Keller Citizen

February 10, 2014

Rufe Snow, Johnson intersection gets makeover

Once the project is finished, the intersection should be easier - and safer - for those who use it regularly.

A busy intersection for commuters, churchgoers and students is getting a much-needed makeover.

The reconstruction project of the intersection of Rufe Snow Drive and Johnson Road will add a traffic light and dedicated turn lanes that transportation officials say will make the two roads safer.

The project, which costs about $338,000, should be complete in four months, senior project engineer Chad Bartee said.

Problems with the intersection — where Rufe Snow dead ends into Johnson — were highlighted in 2012 when the city updated its thoroughfare plan.

Police Chief Mark Hafner said the number of collisions have increased steadily at the intersection because drivers wanting to turn left from Rufe Snow can’t clearly see oncoming traffic because of a hill on Johnson.

Traffic has also increased on Johnson as it evolved into an east-west commuter route for drivers wanting to avoid Keller Parkway.

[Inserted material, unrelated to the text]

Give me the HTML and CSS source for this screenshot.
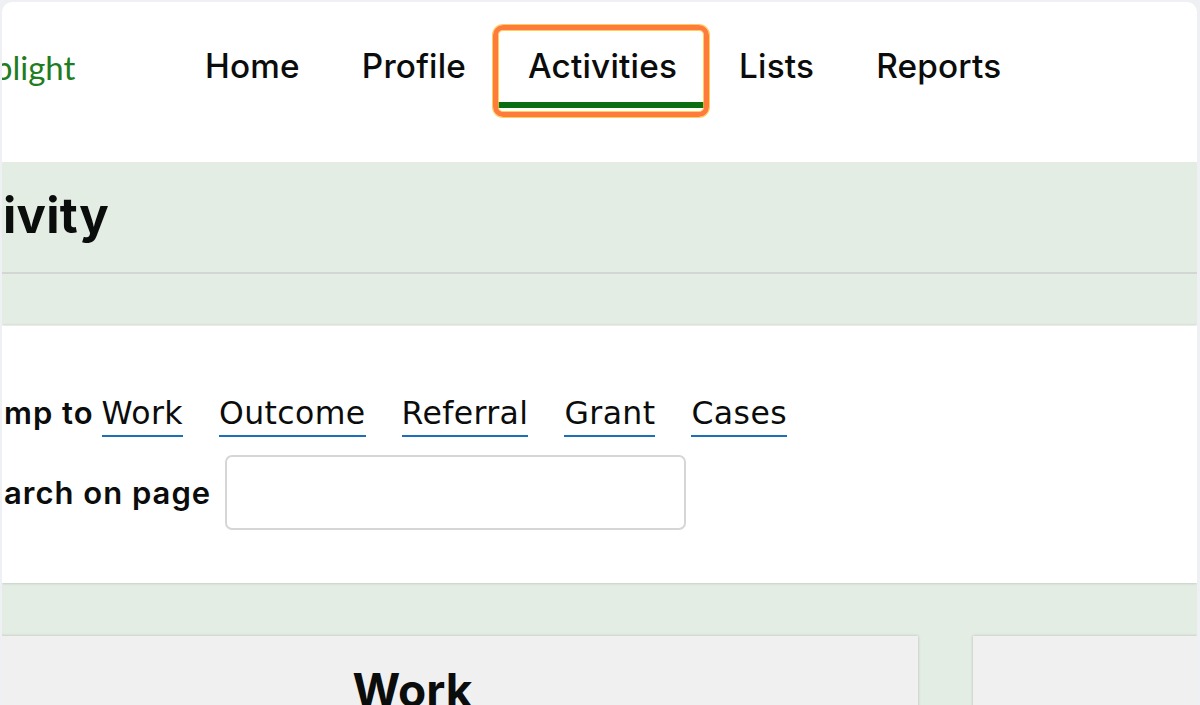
FILE: index.html
```html
<!DOCTYPE html>
<html lang="en">
<head>
<meta charset="utf-8">
<title>Activities</title>
<link rel="stylesheet" href="styles.css">
</head>
<body>
<div class="window">
  <header class="header">
    <div class="logo">plight</div>
    <nav class="nav">
      <a class="nav-link" href="#">Home</a>
      <a class="nav-link" href="#">Profile</a>
      <a class="nav-link active" href="#">Activities<span class="annot"></span></a>
      <a class="nav-link" href="#">Lists</a>
      <a class="nav-link" href="#">Reports</a>
    </nav>
  </header>

  <section class="page-head">
    <div class="title-row"><h1 class="title">ivity</h1></div>
    <div class="sub-band"></div>
  </section>

  <section class="jump-card">
    <div class="jump-row">
      <span class="label">mp to</span>
      <a class="jump-link first" href="#">Work</a>
      <a class="jump-link" href="#">Outcome</a>
      <a class="jump-link" href="#">Referral</a>
      <a class="jump-link" href="#">Grant</a>
      <a class="jump-link" href="#">Cases</a>
    </div>
    <div class="search-row">
      <label class="label" for="q">arch on page</label>
      <input class="search-input" id="q" type="text">
    </div>
  </section>

  <section class="panels-area">
    <div class="panels">
      <div class="panel"><h2 class="panel-title">Work</h2></div>
      <div class="panel"></div>
    </div>
  </section>
</div>
</body>
</html>
```

FILE: styles.css
```css
* { box-sizing: border-box; }

html, body {
  margin: 0;
  height: 705px;
  overflow: hidden;
}

body {
  background: #eff0f4;
  font-family: "Inter", "Liberation Sans", sans-serif;
  color: #0b0c0c;
}

.window {
  margin: 2px 3px 0 2px;
  height: 703px;
  background: #ffffff;
  border-radius: 10px 10px 0 0;
  overflow: hidden;
}

/* Header */
.header {
  height: 160px;
  display: grid;
  grid-template-columns: 172px auto;
  align-items: start;
  padding-top: 28px;
}

.logo {
  margin-left: -8px;
  padding-top: 1px;
  font-family: "Lato", "Liberation Sans", sans-serif;
  font-size: 33px;
  line-height: 73px;
  color: #1f7d1f;
}

.nav {
  display: flex;
}

.nav-link {
  position: relative;
  display: block;
  padding: 0 31px;
  font-size: 33.3px;
  font-weight: 500;
  line-height: 72px;
  letter-spacing: 0.2px;
  color: #0b0c0c;
  text-decoration: none;
  border-bottom: 6px solid transparent;
}

.nav-link.active {
  border-bottom-color: #0b6e13;
}

.annot {
  position: absolute;
  left: -4px;
  right: -1px;
  top: -5px;
  bottom: -15px;
  border: 5px solid #ff7a3d;
  border-radius: 10px;
  box-shadow: 0 0 0 1px rgba(255, 196, 40, 0.8), inset 0 0 0 1px rgba(255, 196, 40, 0.8);
  pointer-events: none;
}

/* Page heading band */
.page-head {
  background: #e3ede3;
}

.title-row {
  height: 112px;
  border-bottom: 2px solid #d3d7d3;
  padding-left: 1px;
}

.title {
  margin: 0;
  padding-top: 22px;
  font-size: 49px;
  font-weight: 700;
  line-height: 64px;
  letter-spacing: 0.3px;
  color: #0b0c0c;
}

.sub-band {
  height: 51px;
}

/* Jump card */
.jump-card {
  position: relative;
  background: #ffffff;
  height: 257px;
  margin-top: 1px;
  padding-top: 65px;
  box-shadow: 0 0 3px rgba(0, 0, 0, 0.22);
}

.jump-row {
  display: flex;
  align-items: flex-start;
  height: 46px;
}

.label {
  font-family: "Inter", "Liberation Sans", sans-serif;
  font-size: 31px;
  font-weight: 600;
  line-height: 44px;
  letter-spacing: 1px;
  padding-left: 2px;
  color: #0b0c0c;
}

.jump-link {
  display: inline-block;
  margin-left: 36px;
  font-family: "DejaVu Sans", "Liberation Sans", sans-serif;
  font-size: 31.5px;
  line-height: 44px;
  letter-spacing: 0.4px;
  color: #0b0c0c;
  text-decoration: none;
  border-bottom: 2px solid #1d70b8;
}

.jump-link.first {
  margin-left: 8px;
}

.search-row {
  display: flex;
  align-items: center;
  margin-top: 18px;
  gap: 14px;
}

.search-input {
  width: 461px;
  height: 75px;
  border: 2px solid #d6d6d6;
  border-radius: 7px;
  background: #ffffff;
  font-size: 28px;
}

/* Panels */
.panels-area {
  background: #e3ede3;
  padding-top: 53px;
  height: 300px;
}

.panels {
  display: grid;
  grid-template-columns: 1011px 1fr;
  gap: 55px;
  margin-left: -95px;
  height: 100%;
}

.panel {
  background: #f0f0f0;
  box-shadow: 0 0 3px rgba(0, 0, 0, 0.2);
}

.panel-title {
  margin: 0;
  padding-top: 26px;
  text-align: center;
  font-size: 46px;
  font-weight: 700;
  line-height: 56px;
  color: #0b0c0c;
}
```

“The decision was made to put up a traffic control light because there were not enough gaps to get out on Johnson Road safely,” Hafner said. “There are more collisions occurring each year and when you look at the whole site picture, you can’t see the traffic.”

The intersection sits just behind the Keller school district athletic complex and across the street from First United Methodist Church of Keller. Keller High School is just west of the intersection, on other side of the athletic complex.

Hafner said some of the safety concerns are related to students driving to and from Keller High.

“We always want our student drivers to be safe,” said Bryce Nieman, a spokesman with the Keller school district. “And with this project we appreciate the dedication toward keeping them safe on the roads.”

The Rev. Ted McIlvain, pastor at the Methodist church, said he and other church members are grateful for the new lanes and that construction has so far gone smoothly without affecting church attendance.

“The city has done a good job to keep the lanes open to help,” he said.